The caretakers who worked at the Pine Hills Rest Home observed that their patient loved to look out the window at the daily changes that were occurring outside. Seasons and visitors changed on a daily basis, providing interest for their patient.
Following her morning rituals of feeding and care, they normally parked Rose in front of the window in her favorite spot. Somehow, the views from the window calmed her, and served the psychological needs of both the caretakers and their patient. A quiet patient was a blessing in a place filled with an overabundance of need.
Rose stared at the windowpane with her pupils transfixed in an intent stare. When she sat quietly at the window and stared at the pinpoints of changing light and shadows on the panes, she could almost grasp small bits of memory embedded within flowing masses of small brain cells. Glassy snips and snaps of her former self emerged and converged within her mind- quick reflections of faces she’d known, bits and pieces of her past life, and the person she may have been. Small little changing flickers of a lifetime, coming and going within small electrical synapses, moved quickly over time and the windowpane.
If the truth be known, Rose didn’t care who came and went outside the window. The changing seasons and weather patterns didn’t affect her in any way. It was the magic and pieces of small memories in the windowpane that calmed her and brought her peace of mind. Stored within minute crevasses of her failing mind was a lifetime of names of people she’d loved and cared for throughout the years.
She had been married to her college sweetheart for over fifty years. Her husband loved and missed her each and every day, visiting his “Rose” often. She no longer remembered him, but he came anyway, as did their children and grandchildren. He and Rose had raised, nurtured and educated six wonderful children. She would have basked in their many accomplishments. Rose had enjoyed a plethora of friends and extended family, many who had depended upon her wit, charm and laughter. Her commonsense had often been the calm in a sea of turbulent waters. She had been an artist, pianist and a prolific writer. She loved to travel, and she held a keen sense of interest in people of all races and cultures. She’d been the matriarch of her family, happily embracing the roles of wife, mother, healer and friend to many. In essence, Rose had been an accomplished woman of many means, with a heart filled to the brim with love, charity and goodness.

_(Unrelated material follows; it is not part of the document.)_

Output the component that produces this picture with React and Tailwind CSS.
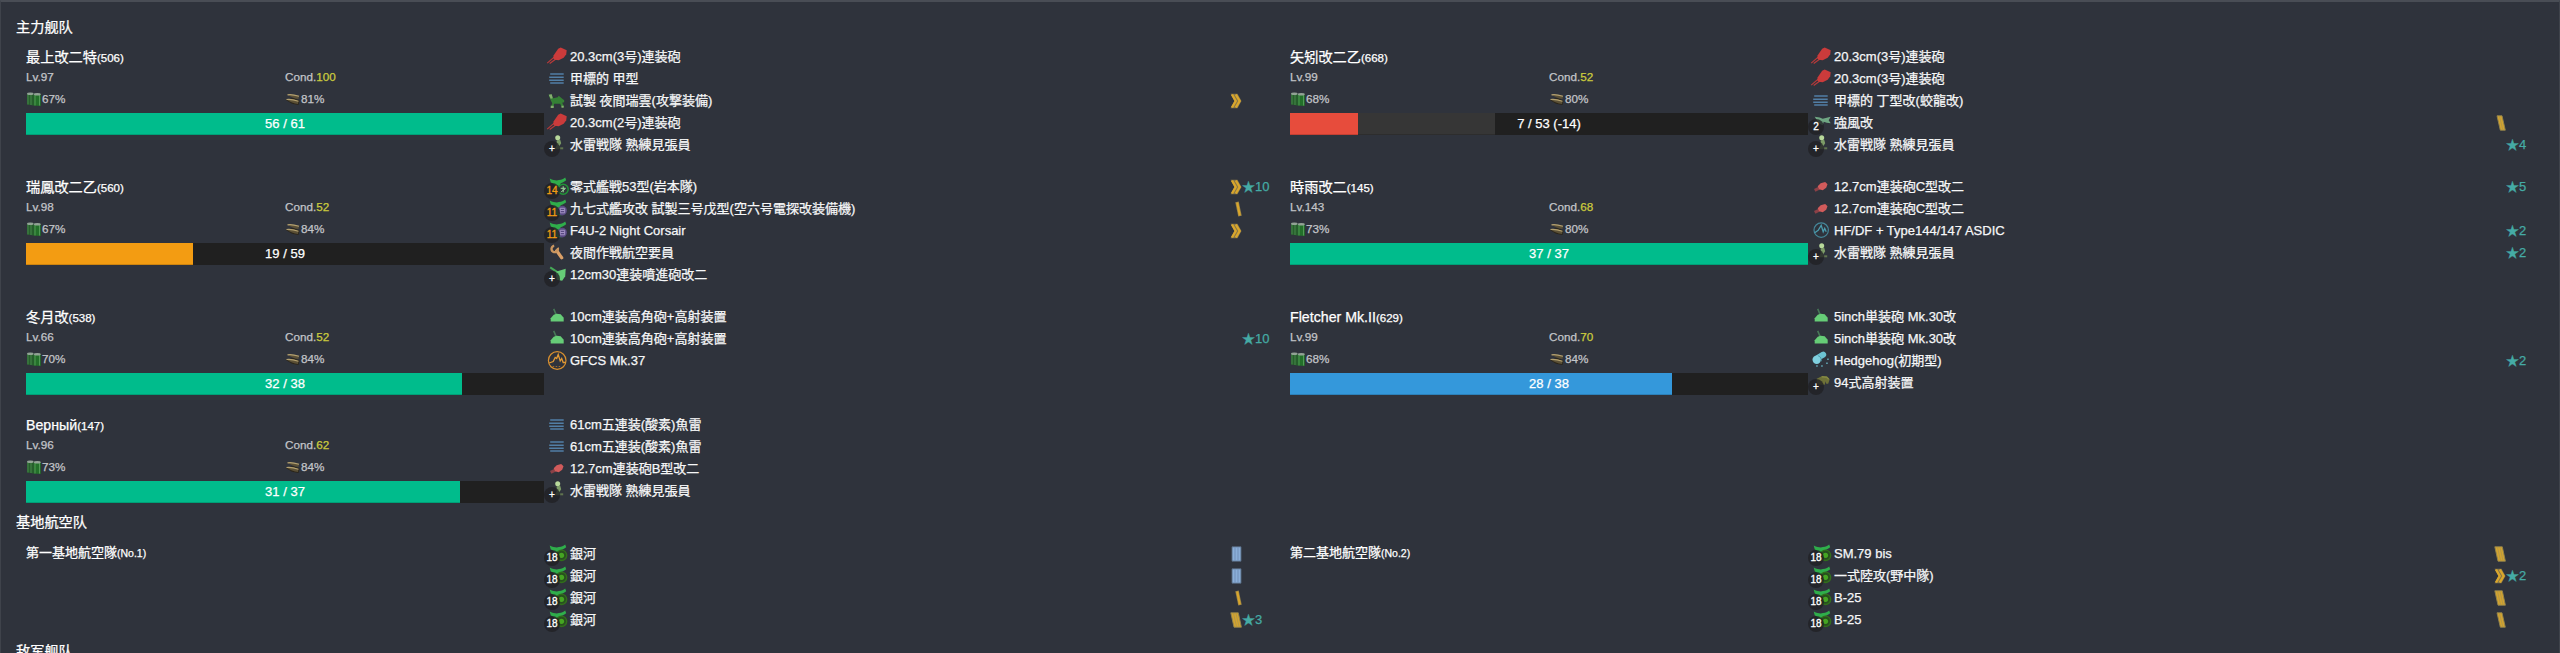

In her early sixties, Alzheimer’s disease had begun to destroy Rose’s awareness of her surroundings, along with her memory and her humanity. Slowly, she’d lost an overabundance of cells in her brain, and could no longer care for herself. When she had slipped into a vegetative state, her family had been forced to place her in a care facility.
Now, she spent her days in front of the window, trying to recapture just a fragment of the memories of love, happiness and kindness she’d experienced so long ago. On a good day (at the window) she was able to recall small flickers of her human potential, and the hope (if only for a moment) that she had lived a meaningful and fulfilled life somewhere. A ‘subconscious knowingness’ that she had been truly loved, and others had loved her, was all that she now lived for. The window had become her lifeline and her tool for remembering. Just the smallest flicker of sweet memories brought her back, day after day, staring out through the windowpane of lingering time.